> [Given request]
Sift the listing for lines that hold the string "with" and pull them out.

> [Input data]
^^^^^^^^^^^^^^^^
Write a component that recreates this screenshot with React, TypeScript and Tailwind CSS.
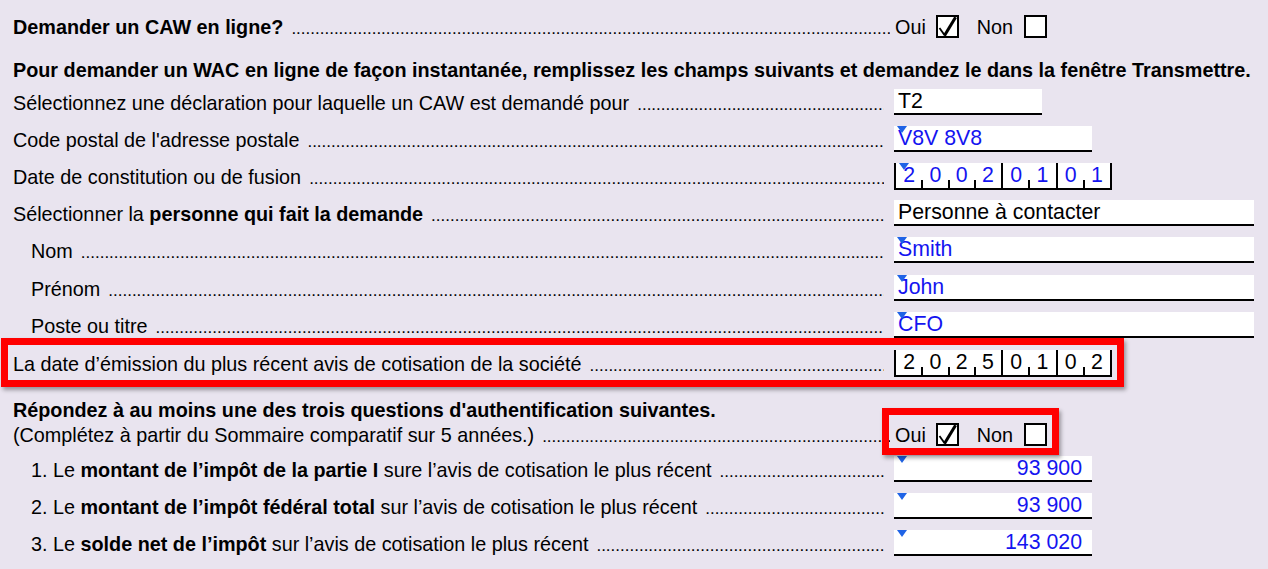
import React from "react";

const DOTS = ".".repeat(260);

function Dots() {
  return (
    <span className="min-w-0 flex-1 overflow-hidden whitespace-nowrap pl-[8px] text-[17px]">{DOTS}</span>
  );
}

function Marker() {
  return (
    <span className="absolute left-[3px] top-0 h-0 w-0 border-l-[5px] border-r-[5px] border-t-[7px] border-l-transparent border-r-transparent border-t-[#1f63e6]" />
  );
}

function TextField({
  value,
  width,
  blue,
  right,
}: {
  value: string;
  width: string;
  blue?: boolean;
  right?: boolean;
}) {
  return (
    <div
      className={
        "relative h-[26px] border-b-2 border-black bg-white text-[21.3px] leading-[25px] " +
        width +
        (right ? " pr-[10px] text-right" : " pl-[4px]") +
        (blue ? " text-[#1414f0]" : " text-black")
      }
    >
      {value}
      {blue ? <Marker /> : null}
    </div>
  );
}

function DateField({ digits, blue }: { digits: string; blue?: boolean }) {
  const full = [3, 5, 7];
  return (
    <div
      className={
        "relative flex h-[27px] w-[218px] border-b-2 border-l-2 border-black bg-white text-[21.3px] leading-[25px] " +
        (blue ? "text-[#1414f0]" : "text-black")
      }
    >
      {digits.split("").map((d, i) => (
        <div
          key={i}
          className={
            "relative flex-1 text-center " + (full.includes(i) ? "border-r-2 border-black" : "")
          }
        >
          {d}
          {full.includes(i) ? null : (
            <span className="absolute bottom-0 right-[-1px] h-[8px] w-[2px] bg-black" />
          )}
        </div>
      ))}
      {blue ? <Marker /> : null}
    </div>
  );
}

function Check({ checked }: { checked?: boolean }) {
  return (
    <div className="relative h-[23px] w-[23px] border-2 border-black bg-white">
      {checked ? (
        <svg viewBox="0 0 19 19" className="absolute inset-0 h-[19px] w-[19px]">
          <line x1="1.5" y1="11" x2="6.8" y2="18.4" stroke="black" strokeWidth="1.8" />
          <line x1="6.5" y1="18.6" x2="17.6" y2="0.2" stroke="black" strokeWidth="3" />
        </svg>
      ) : null}
    </div>
  );
}

function OuiNon() {
  return (
    <div className="ml-[5px] flex items-center">
      <span className="pt-[1px]">Oui</span>
      <span className="ml-[10px]">
        <Check checked />
      </span>
      <span className="ml-[18px] pt-[1px]">Non</span>
      <span className="ml-[11px]">
        <Check />
      </span>
    </div>
  );
}

function Label({
  children,
  indent,
  wide,
}: {
  children: React.ReactNode;
  indent?: boolean;
  wide?: boolean;
}) {
  return (
    <div
      className={
        "flex shrink-0 items-baseline overflow-hidden whitespace-nowrap pt-[3px] " +
        (wide ? "w-[890px] " : "w-[884px] ") +
        (indent ? "pl-[31px]" : "pl-[13px]")
      }
    >
      <span className="shrink-0">{children}</span>
      <Dots />
    </div>
  );
}

function Row({ children, className }: { children: React.ReactNode; className: string }) {
  return <div className={"flex h-[26px] items-center " + className}>{children}</div>;
}

export default function App() {
  return (
    <div className="relative h-[569px] w-[1268px] overflow-hidden bg-[#e9e4ef] font-['Liberation_Sans',Arial,sans-serif] text-[19.8px] leading-[26px] text-black">
      <div className="flex flex-col pt-[13px]">
        <Row className="">
          <Label wide>
            <b>Demander un CAW en ligne?</b>
          </Label>
          <OuiNon />
        </Row>
        <Row className="mt-[16px]">
          <div className="whitespace-nowrap pl-[13px] pt-[3px] font-bold">
            Pour demander un WAC en ligne de façon instantanée, remplissez les champs suivants et demandez le dans la fenêtre Transmettre.
          </div>
        </Row>
        <Row className="mt-[8px]">
          <Label>Sélectionnez une déclaration pour laquelle un CAW est demandé pour</Label>
          <div className="ml-[10px]">
            <TextField value="T2" width="w-[148px]" />
          </div>
        </Row>
        <Row className="mt-[11px]">
          <Label>Code postal de l'adresse postale</Label>
          <div className="ml-[10px]">
            <TextField value="V8V 8V8" width="w-[198px]" blue />
          </div>
        </Row>
        <Row className="mt-[11px]">
          <Label>Date de constitution ou de fusion</Label>
          <div className="ml-[10px]">
            <DateField digits="20020101" blue />
          </div>
        </Row>
        <Row className="mt-[11px]">
          <Label>
            Sélectionner la <b>personne qui fait la demande</b>
          </Label>
          <div className="ml-[10px]">
            <TextField value="Personne à contacter" width="w-[360px]" />
          </div>
        </Row>
        <Row className="mt-[11px]">
          <Label indent>Nom</Label>
          <div className="ml-[10px]">
            <TextField value="Smith" width="w-[360px]" blue />
          </div>
        </Row>
        <Row className="mt-[12px]">
          <Label indent>Prénom</Label>
          <div className="ml-[10px]">
            <TextField value="John" width="w-[360px]" blue />
          </div>
        </Row>
        <Row className="mt-[11px]">
          <Label indent>Poste ou titre</Label>
          <div className="ml-[10px]">
            <TextField value="CFO" width="w-[360px]" blue />
          </div>
        </Row>
        <Row className="mt-[12px]">
          <Label>La date d’émission du plus récent avis de cotisation de la société</Label>
          <div className="ml-[10px]">
            <DateField digits="20250102" />
          </div>
        </Row>
        <Row className="mt-[19px]">
          <div className="whitespace-nowrap pl-[13px] pt-[3px] font-bold">
            Répondez à au moins une des trois questions d'authentification suivantes.
          </div>
        </Row>
        <Row className="">
          <Label wide>(Complétez à partir du Sommaire comparatif sur 5 années.)</Label>
          <OuiNon />
        </Row>
        <Row className="mt-[9px]">
          <Label indent>
            1. Le <b>montant de l’impôt de la partie I</b> sure l’avis de cotisation le plus récent
          </Label>
          <div className="ml-[10px]">
            <TextField value="93 900" width="w-[198px]" blue right />
          </div>
        </Row>
        <Row className="mt-[11px]">
          <Label indent>
            2. Le <b>montant de l’impôt fédéral total</b> sur l’avis de cotisation le plus récent
          </Label>
          <div className="ml-[10px]">
            <TextField value="93 900" width="w-[198px]" blue right />
          </div>
        </Row>
        <Row className="mt-[11px]">
          <Label indent>
            3. Le <b>solde net de l’impôt</b> sur l’avis de cotisation le plus récent
          </Label>
          <div className="ml-[10px]">
            <TextField value="143 020" width="w-[198px]" blue right />
          </div>
        </Row>
      </div>

      <div className="pointer-events-none absolute left-[1px] top-[338px] h-[49px] w-[1123px] border-[7px] border-[#ff0000] shadow-[2px_3px_4px_rgba(0,0,0,0.35)]" />
      <div className="pointer-events-none absolute left-[882px] top-[408px] h-[47px] w-[177px] border-[7px] border-[#ff0000] shadow-[2px_3px_4px_rgba(0,0,0,0.35)]" />
    </div>
  );
}
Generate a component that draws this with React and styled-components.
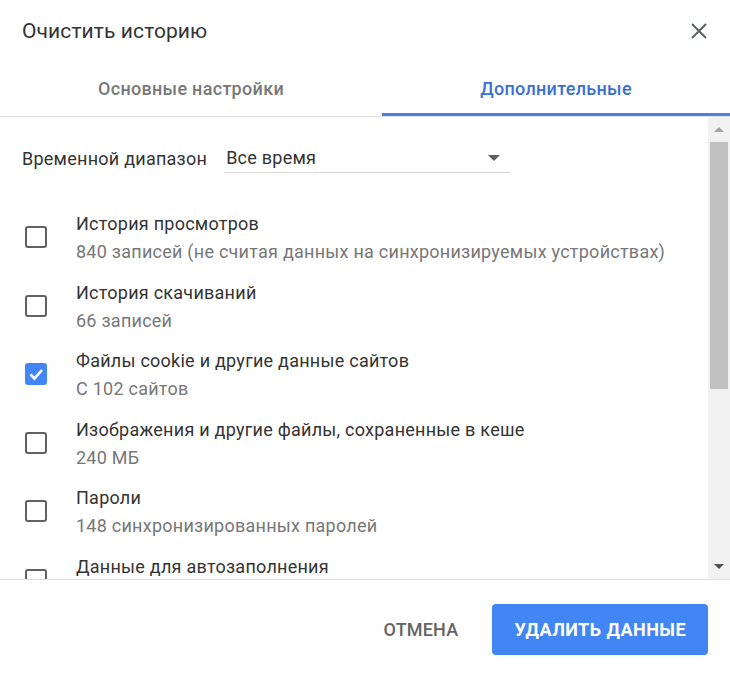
import React from "react";
import styled, { createGlobalStyle } from "styled-components";

const GlobalStyle = createGlobalStyle`
  html, body {
    margin: 0;
    padding: 0;
    background: #fff;
  }
  body {
    font-family: Roboto, "Noto Sans", "Liberation Sans", sans-serif;
    color: #333;
  }
`;

// whole dialog fills the window
const Dialog = styled.div`
  width: 730px;
  height: 677px;
  display: flex;
  flex-direction: column;
  background: #fff;
  overflow: hidden;
`;

const Header = styled.div`
  height: 60px;
  box-sizing: border-box;
  padding: 19px 22px 0 22px;
  display: flex;
  justify-content: space-between;
  align-items: flex-start;
`;

const Title = styled.h1`
  margin: 0;
  font-size: 21px;
  line-height: 25px;
  font-weight: 400;
  letter-spacing: 0.1px;
  color: #333;
`;

const CloseButton = styled.button`
  border: 0;
  background: none;
  padding: 0;
  margin-top: 3px;
  width: 18px;
  height: 18px;
  cursor: pointer;
  display: flex;
`;

const TabBar = styled.div`
  display: grid;
  grid-template-columns: 382px 1fr;
  border-bottom: 1px solid #e0e0e0;
`;

const Tab = styled.div`
  height: 56px;
  box-sizing: border-box;
  padding-top: 2px;
  display: flex;
  align-items: center;
  justify-content: center;
  font-size: 18px;
  line-height: 20px;
  font-weight: 500;
  letter-spacing: 0.3px;
  color: ${(p) => (p.$active ? "#3b6fd6" : "#787878")};
  box-shadow: ${(p) => (p.$active ? "inset 0 -3px 0 #4a80e0" : "none")};
`;

const Main = styled.div`
  flex: 1;
  display: flex;
  min-height: 0;
  border-bottom: 1px solid #e0e0e0;
`;

const ScrollBody = styled.div`
  flex: 1;
  overflow: hidden;
  padding: 27px 0 0 22px;
`;

const TimeRow = styled.div`
  display: flex;
  align-items: center;
  gap: 17px;
`;

const Label = styled.span`
  font-size: 18px;
  line-height: 20px;
  letter-spacing: 0.25px;
  color: #333;
`;

const Select = styled.div`
  width: 286px;
  height: 29px;
  box-sizing: border-box;
  border-bottom: 1px solid #d6d6d6;
  padding: 0 10px 0 2px;
  display: flex;
  align-items: center;
  justify-content: space-between;
  font-size: 18px;
  line-height: 20px;
  letter-spacing: 0.25px;
  color: #333;
`;

const Caret = styled.span`
  width: 0;
  height: 0;
  border-left: 6px solid transparent;
  border-right: 6px solid transparent;
  border-top: 6px solid #5f5f5f;
`;

const List = styled.div`
  margin-top: 39px;
  display: flex;
  flex-direction: column;
  gap: 12.5px;
`;

const Item = styled.div`
  display: flex;
  align-items: flex-start;
`;

const Check = styled.span`
  flex: none;
  width: 22px;
  height: 22px;
  box-sizing: border-box;
  margin: 14px 0 0 3px;
  border-radius: 3px;
  border: ${(p) => (p.$checked ? "none" : "2px solid #616161")};
  background: ${(p) => (p.$checked ? "#4285f4" : "#fff")};
  display: flex;
  align-items: center;
  justify-content: center;
`;

const ItemText = styled.div`
  margin-left: 29px;
  display: flex;
  flex-direction: column;
`;

const ItemTitle = styled.span`
  font-size: 18px;
  line-height: 24px;
  letter-spacing: 0.25px;
  color: #333;
  white-space: nowrap;
`;

const ItemSub = styled.span`
  font-size: 18px;
  line-height: 32px;
  letter-spacing: 0.25px;
  color: #777;
  white-space: nowrap;
`;

const Scrollbar = styled.div`
  width: 22px;
  flex: none;
  background: #f1f1f1;
  display: flex;
  flex-direction: column;
`;

const ScrollArrow = styled.div`
  height: 25px;
  display: flex;
  align-items: center;
  justify-content: center;
`;

const Thumb = styled.div`
  height: 247px;
  margin: 0 2px;
  background: #c1c1c1;
`;

const Spacer = styled.div`
  flex: 1;
`;

const Tri = styled.span`
  width: 0;
  height: 0;
  border-left: 5px solid transparent;
  border-right: 5px solid transparent;
  ${(p) =>
    p.$up
      ? `border-bottom: 5px solid #a3a3a3;`
      : `border-top: 5px solid #505050;`}
`;

const Footer = styled.div`
  height: 97px;
  box-sizing: border-box;
  padding: 24px 22px 0 0;
  display: flex;
  justify-content: flex-end;
  align-items: flex-start;
  gap: 17px;
`;

const Button = styled.button`
  height: 51px;
  border: 0;
  border-radius: 4px;
  font-family: inherit;
  font-size: 18px;
  font-weight: ${(p) => (p.$primary ? 700 : 500)};
  letter-spacing: ${(p) => (p.$primary ? "0.45px" : "0.2px")};
  cursor: pointer;
  padding: ${(p) => (p.$primary ? "0 22px" : "0 17px")};
  background: ${(p) => (p.$primary ? "#4285f4" : "transparent")};
  color: ${(p) => (p.$primary ? "#fff" : "#646464")};
`;

const items = [
  {
    title: "История просмотров",
    sub: "840 записей (не считая данных на синхронизируемых устройствах)",
  },
  { title: "История скачиваний", sub: "66 записей" },
  { title: "Файлы cookie и другие данные сайтов", sub: "С 102 сайтов", checked: true },
  { title: "Изображения и другие файлы, сохраненные в кеше", sub: "240 МБ" },
  { title: "Пароли", sub: "148 синхронизированных паролей" },
  { title: "Данные для автозаполнения", sub: "" },
];

const App = () => {
  return (
    <>
      <GlobalStyle />
      <Dialog>
        <Header>
          <Title>Очистить историю</Title>
          <CloseButton aria-label="close">
            <svg width="18" height="18" viewBox="0 0 18 18">
              <path d="M2 2 L16 16 M16 2 L2 16" stroke="#5f6368" strokeWidth="2" />
            </svg>
          </CloseButton>
        </Header>

        <TabBar>
          <Tab>Основные настройки</Tab>
          <Tab $active>Дополнительные</Tab>
        </TabBar>

        <Main>
          <ScrollBody>
            <TimeRow>
              <Label>Временной диапазон</Label>
              <Select>
                <span>Все время</span>
                <Caret />
              </Select>
            </TimeRow>

            <List>
              {items.map((it) => (
                <Item key={it.title}>
                  <Check $checked={it.checked}>
                    {it.checked && (
                      <svg width="18" height="18" viewBox="0 0 18 18">
                        <path d="M3.5 9.5 L7.5 13.5 L15 5" fill="none" stroke="#fff" strokeWidth="2.6" />
                      </svg>
                    )}
                  </Check>
                  <ItemText>
                    <ItemTitle>{it.title}</ItemTitle>
                    <ItemSub>{it.sub}</ItemSub>
                  </ItemText>
                </Item>
              ))}
            </List>
          </ScrollBody>

          <Scrollbar>
            <ScrollArrow>
              <Tri $up />
            </ScrollArrow>
            <Thumb />
            <Spacer />
            <ScrollArrow>
              <Tri />
            </ScrollArrow>
          </Scrollbar>
        </Main>

        <Footer>
          <Button>ОТМЕНА</Button>
          <Button $primary>УДАЛИТЬ ДАННЫЕ</Button>
        </Footer>
      </Dialog>
    </>
  );
};

export default App;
^^^^^^^^^^^^^^^^
> [Complete answer]
Write a component that recreates this screenshot with React, TypeScript and Tailwind CSS.
Generate a component that draws this with React and styled-components.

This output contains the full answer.